Tofu Scrambler Redux

Monday, August 04, 2008

one local summer:  2008 07/27 week nine

I’ve written here before about the wondrous tofu scrambler.  It’s such a lovely, versatile dish, one that belongs in every busy locavore’s repertoire (and what locavore isn’t busy this time of year?), I think a refresher is in order. 

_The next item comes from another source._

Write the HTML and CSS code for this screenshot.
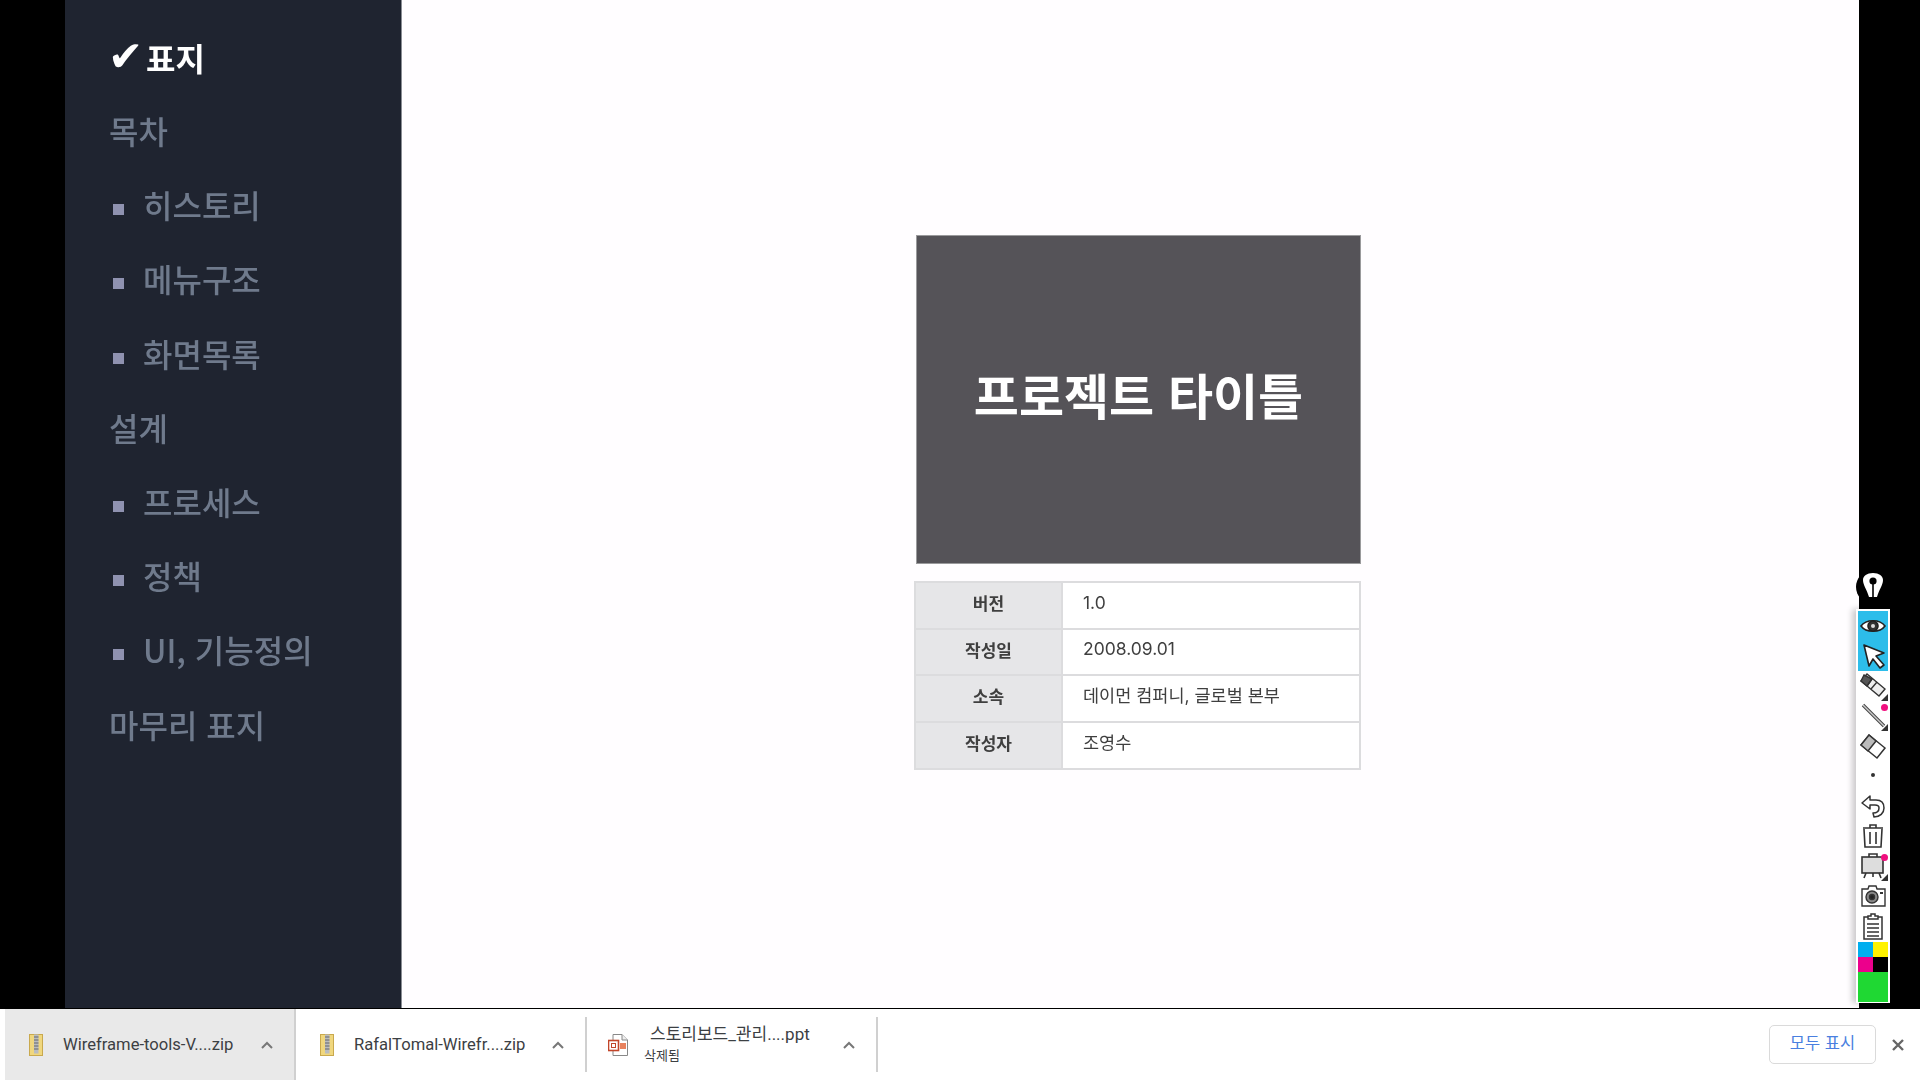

The key to a yummy tofu scrambler is, as one might guess, good tofu.  Locally, I’ve found that Fresh Tofu makes a superior product, and once properly drained and pressed works wonderfully for this meal.  My favorite method of pressing tofu is quick-pressing it; by slicing the block through the center so that it’s “opened” in half, less time is needed for the liquid to drain.  Once the tofu is sliced, I place the two squares on a broiler pan (for easy liquid capture) and top them with a small clean cutting board.  On top of that, goes whatever I have on hand, usually cookbooks and canned goods.

 

one local summer:  2008 07/27 week nine

 
Much like stirfry, quiche and fritatta, the scrambler is a meal that can handle any combination of veggies one might have on hand, making it a double-duty dish:  one that both excels in cleaning out the fridge, as well as being a savory any-time meal.  This particular tofu scrambler uses carrots, Swiss chard, summer squash (from my CSA share) and red peppers (preserved last season), along with the standard onion and garlic (also from the CSA). 

one local summer:  2008 07/27 week nine

These ingredients are easily altered, depending on what’s in season and/or what preserved veggies need to be consumed, making this basic scrambler recipe usable for breakfast, lunch or dinner.  Options are truly endless and some ingredients can even be eliminated (substituting more veggies for the beans, for instance).

Tofu Scrambler
serves six

1 pound Fresh Tofu, drained and pressed
1 1/2 tablespoons cumin
1 tablespoon paprika
1 tablespoon turmeric
1 teaspoon salt
4 cloves minced garlic
1/4 cup chopped onion
1/2 cup chopped greens (my favorite is Swiss chard)
1 can beans (my favorite is black soy beans)
~1 1/2 cup of chopped veggies
1/3 cup nutritional yeast

Heat oil in skillet over medium-high. Saute onions until softened (about three minutes). Add garlic, saute 2 minutes more, then add spice blend and mix it up for 15 seconds or so. Crumble in tofu and mix very well. Let cook for about 10 minutes, stirring occasionally and adding splashes of water if necessary to keep it from sticking too much. Mix in greens and other vegetables, cover, allowing steam to soften them, about 10 minutes. Mix in nutritional yeast.

I almost always eat tofu scrambler for breakfast, with toast and a sprinkling of hot sauce and fresh herbs if I have any on hand.  By making a big batch once a week, my morning routine is totally streamlined and I’m guaranteed at least one local meal per day.  Some other ways to enjoy your fresh scrambler are:

For breakfast— Huevos rancheros-style, with tortillas, salsa, refried beans and guacamole; inside or on top of a toasted English muffin; with grits, for a comfort food breakfast.
For lunch—in a salad, on top a bed of fresh greens; stuffed into a pita with spouts and tomato slices; with a side of baked sweet potato fries.
For dinner—as a filling for stuffed peppers; in soft tacos with diced tomatoes and shredded lettuce; in burritos with rice, refried beans and salsa.

I hope this summer a scrambler or two finds it’s way into your kitchen.  If you happen upon a particularly yummy ingredient combo, be sure to share!